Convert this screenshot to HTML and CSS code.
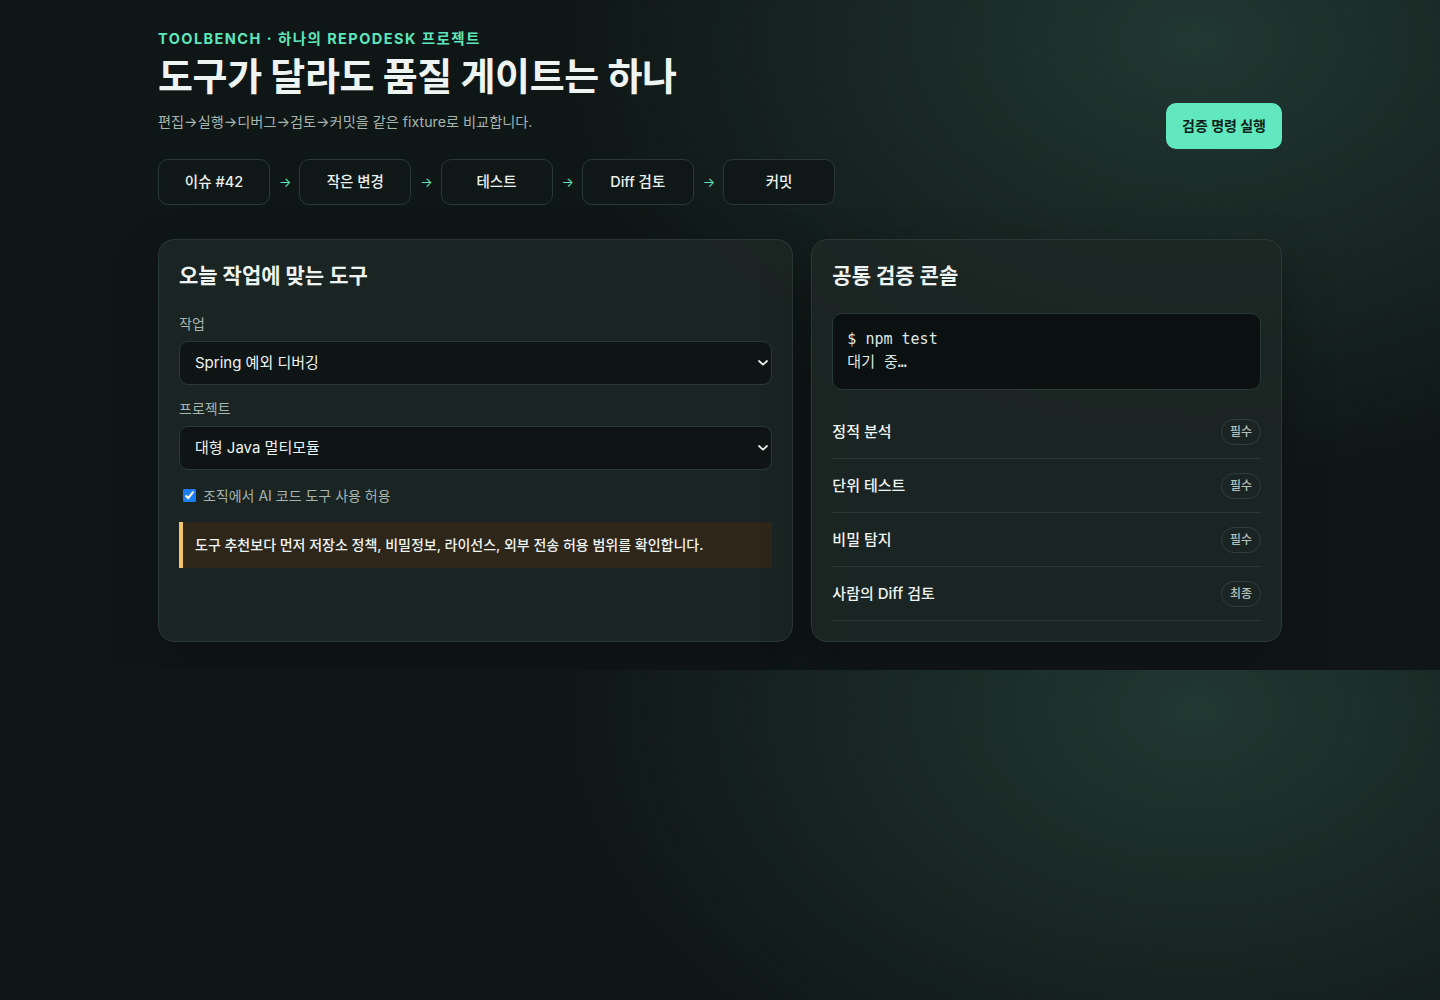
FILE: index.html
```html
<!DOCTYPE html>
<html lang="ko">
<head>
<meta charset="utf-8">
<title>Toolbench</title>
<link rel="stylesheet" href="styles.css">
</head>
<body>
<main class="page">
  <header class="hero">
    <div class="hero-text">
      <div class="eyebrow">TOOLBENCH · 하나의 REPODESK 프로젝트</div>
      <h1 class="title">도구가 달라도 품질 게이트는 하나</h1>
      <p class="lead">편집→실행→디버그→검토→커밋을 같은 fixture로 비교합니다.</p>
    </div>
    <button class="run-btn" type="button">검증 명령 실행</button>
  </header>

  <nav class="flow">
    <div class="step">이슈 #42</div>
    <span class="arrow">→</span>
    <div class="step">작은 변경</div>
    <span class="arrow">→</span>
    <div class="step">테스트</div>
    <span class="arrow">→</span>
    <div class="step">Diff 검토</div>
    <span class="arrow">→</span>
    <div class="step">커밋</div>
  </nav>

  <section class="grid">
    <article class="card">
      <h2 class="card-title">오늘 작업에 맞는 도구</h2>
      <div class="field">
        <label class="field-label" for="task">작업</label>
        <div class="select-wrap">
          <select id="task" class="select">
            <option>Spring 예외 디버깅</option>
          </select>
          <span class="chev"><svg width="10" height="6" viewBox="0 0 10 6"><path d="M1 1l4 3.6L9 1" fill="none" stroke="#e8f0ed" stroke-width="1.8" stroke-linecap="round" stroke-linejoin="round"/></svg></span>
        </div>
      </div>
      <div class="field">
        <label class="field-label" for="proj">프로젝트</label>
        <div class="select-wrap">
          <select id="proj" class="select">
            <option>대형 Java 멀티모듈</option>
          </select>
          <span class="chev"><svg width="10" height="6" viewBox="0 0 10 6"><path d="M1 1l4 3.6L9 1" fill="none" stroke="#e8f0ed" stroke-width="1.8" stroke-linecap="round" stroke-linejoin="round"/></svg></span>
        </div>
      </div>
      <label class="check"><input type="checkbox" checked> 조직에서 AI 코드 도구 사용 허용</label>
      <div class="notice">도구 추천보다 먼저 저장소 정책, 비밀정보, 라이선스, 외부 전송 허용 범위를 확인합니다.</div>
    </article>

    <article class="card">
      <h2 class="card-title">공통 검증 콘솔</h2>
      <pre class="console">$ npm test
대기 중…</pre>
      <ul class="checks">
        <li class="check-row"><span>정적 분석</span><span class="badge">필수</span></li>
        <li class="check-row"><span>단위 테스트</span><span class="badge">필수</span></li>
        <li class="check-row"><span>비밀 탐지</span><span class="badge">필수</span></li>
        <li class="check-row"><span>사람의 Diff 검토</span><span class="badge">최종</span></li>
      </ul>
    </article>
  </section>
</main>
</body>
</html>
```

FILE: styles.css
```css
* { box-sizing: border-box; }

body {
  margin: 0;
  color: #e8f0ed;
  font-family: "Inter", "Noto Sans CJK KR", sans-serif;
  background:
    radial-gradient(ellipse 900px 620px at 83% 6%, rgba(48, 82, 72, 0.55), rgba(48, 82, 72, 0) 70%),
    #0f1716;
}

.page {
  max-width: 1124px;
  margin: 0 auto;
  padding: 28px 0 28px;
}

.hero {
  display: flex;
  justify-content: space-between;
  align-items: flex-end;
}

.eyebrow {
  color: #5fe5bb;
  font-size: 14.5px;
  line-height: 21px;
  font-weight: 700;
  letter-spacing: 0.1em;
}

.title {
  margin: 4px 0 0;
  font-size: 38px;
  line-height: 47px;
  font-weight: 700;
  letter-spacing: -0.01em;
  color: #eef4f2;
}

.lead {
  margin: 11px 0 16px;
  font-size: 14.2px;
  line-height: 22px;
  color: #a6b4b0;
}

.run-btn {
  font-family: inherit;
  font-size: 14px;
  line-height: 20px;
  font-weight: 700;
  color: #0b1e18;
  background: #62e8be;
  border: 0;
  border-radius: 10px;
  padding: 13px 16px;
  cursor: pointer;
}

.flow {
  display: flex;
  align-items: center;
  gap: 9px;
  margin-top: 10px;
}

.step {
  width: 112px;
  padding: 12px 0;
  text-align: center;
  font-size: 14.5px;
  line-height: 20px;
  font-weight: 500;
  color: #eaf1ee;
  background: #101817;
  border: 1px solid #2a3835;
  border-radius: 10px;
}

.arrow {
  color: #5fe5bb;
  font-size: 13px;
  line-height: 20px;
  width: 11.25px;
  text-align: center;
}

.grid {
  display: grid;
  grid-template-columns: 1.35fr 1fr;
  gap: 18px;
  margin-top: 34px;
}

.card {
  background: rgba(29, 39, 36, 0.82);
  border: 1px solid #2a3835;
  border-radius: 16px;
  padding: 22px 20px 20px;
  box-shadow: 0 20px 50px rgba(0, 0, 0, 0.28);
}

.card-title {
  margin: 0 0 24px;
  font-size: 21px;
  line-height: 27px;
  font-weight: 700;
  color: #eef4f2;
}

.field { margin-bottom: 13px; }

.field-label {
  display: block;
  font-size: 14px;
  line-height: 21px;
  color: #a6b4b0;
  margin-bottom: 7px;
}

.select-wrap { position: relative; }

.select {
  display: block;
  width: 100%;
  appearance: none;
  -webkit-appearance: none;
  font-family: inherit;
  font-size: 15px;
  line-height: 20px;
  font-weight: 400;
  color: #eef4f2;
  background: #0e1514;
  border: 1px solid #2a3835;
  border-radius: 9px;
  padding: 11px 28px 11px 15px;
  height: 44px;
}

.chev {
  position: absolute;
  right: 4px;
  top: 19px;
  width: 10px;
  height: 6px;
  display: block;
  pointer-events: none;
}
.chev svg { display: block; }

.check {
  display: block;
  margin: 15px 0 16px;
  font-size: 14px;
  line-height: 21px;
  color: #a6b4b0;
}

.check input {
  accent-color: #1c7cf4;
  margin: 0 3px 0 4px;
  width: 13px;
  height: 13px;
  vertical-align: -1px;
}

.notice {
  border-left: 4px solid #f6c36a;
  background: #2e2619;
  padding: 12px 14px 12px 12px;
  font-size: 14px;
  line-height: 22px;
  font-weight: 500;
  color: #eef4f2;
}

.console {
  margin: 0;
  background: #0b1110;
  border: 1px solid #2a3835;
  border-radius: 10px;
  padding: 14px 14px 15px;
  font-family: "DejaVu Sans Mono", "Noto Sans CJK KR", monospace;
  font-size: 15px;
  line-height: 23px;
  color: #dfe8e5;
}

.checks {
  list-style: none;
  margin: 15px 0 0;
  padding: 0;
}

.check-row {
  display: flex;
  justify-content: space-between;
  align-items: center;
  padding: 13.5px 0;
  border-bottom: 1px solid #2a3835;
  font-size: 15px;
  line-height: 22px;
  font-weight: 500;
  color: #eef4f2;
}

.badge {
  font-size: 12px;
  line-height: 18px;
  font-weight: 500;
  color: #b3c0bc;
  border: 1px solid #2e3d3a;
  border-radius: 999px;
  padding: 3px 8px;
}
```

··········

### TASK DESCRIPTION
Your copy of the data above should match it exactly, except that pictures are left out.

### THE SOLUTION
Convert this screenshot to HTML and CSS code.
FILE: index.html
```html
<!DOCTYPE html>
<html lang="ko">
<head>
<meta charset="utf-8">
<title>Toolbench</title>
<link rel="stylesheet" href="styles.css">
</head>
<body>
<main class="page">
  <header class="hero">
    <div class="hero-text">
      <div class="eyebrow">TOOLBENCH · 하나의 REPODESK 프로젝트</div>
      <h1 class="title">도구가 달라도 품질 게이트는 하나</h1>
      <p class="lead">편집→실행→디버그→검토→커밋을 같은 fixture로 비교합니다.</p>
    </div>
    <button class="run-btn" type="button">검증 명령 실행</button>
  </header>

  <nav class="flow">
    <div class="step">이슈 #42</div>
    <span class="arrow">→</span>
    <div class="step">작은 변경</div>
    <span class="arrow">→</span>
    <div class="step">테스트</div>
    <span class="arrow">→</span>
    <div class="step">Diff 검토</div>
    <span class="arrow">→</span>
    <div class="step">커밋</div>
  </nav>

  <section class="grid">
    <article class="card">
      <h2 class="card-title">오늘 작업에 맞는 도구</h2>
      <div class="field">
        <label class="field-label" for="task">작업</label>
        <div class="select-wrap">
          <select id="task" class="select">
            <option>Spring 예외 디버깅</option>
          </select>
          <span class="chev"><svg width="10" height="6" viewBox="0 0 10 6"><path d="M1 1l4 3.6L9 1" fill="none" stroke="#e8f0ed" stroke-width="1.8" stroke-linecap="round" stroke-linejoin="round"/></svg></span>
        </div>
      </div>
      <div class="field">
        <label class="field-label" for="proj">프로젝트</label>
        <div class="select-wrap">
          <select id="proj" class="select">
            <option>대형 Java 멀티모듈</option>
          </select>
          <span class="chev"><svg width="10" height="6" viewBox="0 0 10 6"><path d="M1 1l4 3.6L9 1" fill="none" stroke="#e8f0ed" stroke-width="1.8" stroke-linecap="round" stroke-linejoin="round"/></svg></span>
        </div>
      </div>
      <label class="check"><input type="checkbox" checked> 조직에서 AI 코드 도구 사용 허용</label>
      <div class="notice">도구 추천보다 먼저 저장소 정책, 비밀정보, 라이선스, 외부 전송 허용 범위를 확인합니다.</div>
    </article>

    <article class="card">
      <h2 class="card-title">공통 검증 콘솔</h2>
      <pre class="console">$ npm test
대기 중…</pre>
      <ul class="checks">
        <li class="check-row"><span>정적 분석</span><span class="badge">필수</span></li>
        <li class="check-row"><span>단위 테스트</span><span class="badge">필수</span></li>
        <li class="check-row"><span>비밀 탐지</span><span class="badge">필수</span></li>
        <li class="check-row"><span>사람의 Diff 검토</span><span class="badge">최종</span></li>
      </ul>
    </article>
  </section>
</main>
</body>
</html>
```

FILE: styles.css
```css
* { box-sizing: border-box; }

body {
  margin: 0;
  color: #e8f0ed;
  font-family: "Inter", "Noto Sans CJK KR", sans-serif;
  background:
    radial-gradient(ellipse 900px 620px at 83% 6%, rgba(48, 82, 72, 0.55), rgba(48, 82, 72, 0) 70%),
    #0f1716;
}

.page {
  max-width: 1124px;
  margin: 0 auto;
  padding: 28px 0 28px;
}

.hero {
  display: flex;
  justify-content: space-between;
  align-items: flex-end;
}

.eyebrow {
  color: #5fe5bb;
  font-size: 14.5px;
  line-height: 21px;
  font-weight: 700;
  letter-spacing: 0.1em;
}

.title {
  margin: 4px 0 0;
  font-size: 38px;
  line-height: 47px;
  font-weight: 700;
  letter-spacing: -0.01em;
  color: #eef4f2;
}

.lead {
  margin: 11px 0 16px;
  font-size: 14.2px;
  line-height: 22px;
  color: #a6b4b0;
}

.run-btn {
  font-family: inherit;
  font-size: 14px;
  line-height: 20px;
  font-weight: 700;
  color: #0b1e18;
  background: #62e8be;
  border: 0;
  border-radius: 10px;
  padding: 13px 16px;
  cursor: pointer;
}

.flow {
  display: flex;
  align-items: center;
  gap: 9px;
  margin-top: 10px;
}

.step {
  width: 112px;
  padding: 12px 0;
  text-align: center;
  font-size: 14.5px;
  line-height: 20px;
  font-weight: 500;
  color: #eaf1ee;
  background: #101817;
  border: 1px solid #2a3835;
  border-radius: 10px;
}

.arrow {
  color: #5fe5bb;
  font-size: 13px;
  line-height: 20px;
  width: 11.25px;
  text-align: center;
}

.grid {
  display: grid;
  grid-template-columns: 1.35fr 1fr;
  gap: 18px;
  margin-top: 34px;
}

.card {
  background: rgba(29, 39, 36, 0.82);
  border: 1px solid #2a3835;
  border-radius: 16px;
  padding: 22px 20px 20px;
  box-shadow: 0 20px 50px rgba(0, 0, 0, 0.28);
}

.card-title {
  margin: 0 0 24px;
  font-size: 21px;
  line-height: 27px;
  font-weight: 700;
  color: #eef4f2;
}

.field { margin-bottom: 13px; }

.field-label {
  display: block;
  font-size: 14px;
  line-height: 21px;
  color: #a6b4b0;
  margin-bottom: 7px;
}

.select-wrap { position: relative; }

.select {
  display: block;
  width: 100%;
  appearance: none;
  -webkit-appearance: none;
  font-family: inherit;
  font-size: 15px;
  line-height: 20px;
  font-weight: 400;
  color: #eef4f2;
  background: #0e1514;
  border: 1px solid #2a3835;
  border-radius: 9px;
  padding: 11px 28px 11px 15px;
  height: 44px;
}

.chev {
  position: absolute;
  right: 4px;
  top: 19px;
  width: 10px;
  height: 6px;
  display: block;
  pointer-events: none;
}
.chev svg { display: block; }

.check {
  display: block;
  margin: 15px 0 16px;
  font-size: 14px;
  line-height: 21px;
  color: #a6b4b0;
}

.check input {
  accent-color: #1c7cf4;
  margin: 0 3px 0 4px;
  width: 13px;
  height: 13px;
  vertical-align: -1px;
}

.notice {
  border-left: 4px solid #f6c36a;
  background: #2e2619;
  padding: 12px 14px 12px 12px;
  font-size: 14px;
  line-height: 22px;
  font-weight: 500;
  color: #eef4f2;
}

.console {
  margin: 0;
  background: #0b1110;
  border: 1px solid #2a3835;
  border-radius: 10px;
  padding: 14px 14px 15px;
  font-family: "DejaVu Sans Mono", "Noto Sans CJK KR", monospace;
  font-size: 15px;
  line-height: 23px;
  color: #dfe8e5;
}

.checks {
  list-style: none;
  margin: 15px 0 0;
  padding: 0;
}

.check-row {
  display: flex;
  justify-content: space-between;
  align-items: center;
  padding: 13.5px 0;
  border-bottom: 1px solid #2a3835;
  font-size: 15px;
  line-height: 22px;
  font-weight: 500;
  color: #eef4f2;
}

.badge {
  font-size: 12px;
  line-height: 18px;
  font-weight: 500;
  color: #b3c0bc;
  border: 1px solid #2e3d3a;
  border-radius: 999px;
  padding: 3px 8px;
}
```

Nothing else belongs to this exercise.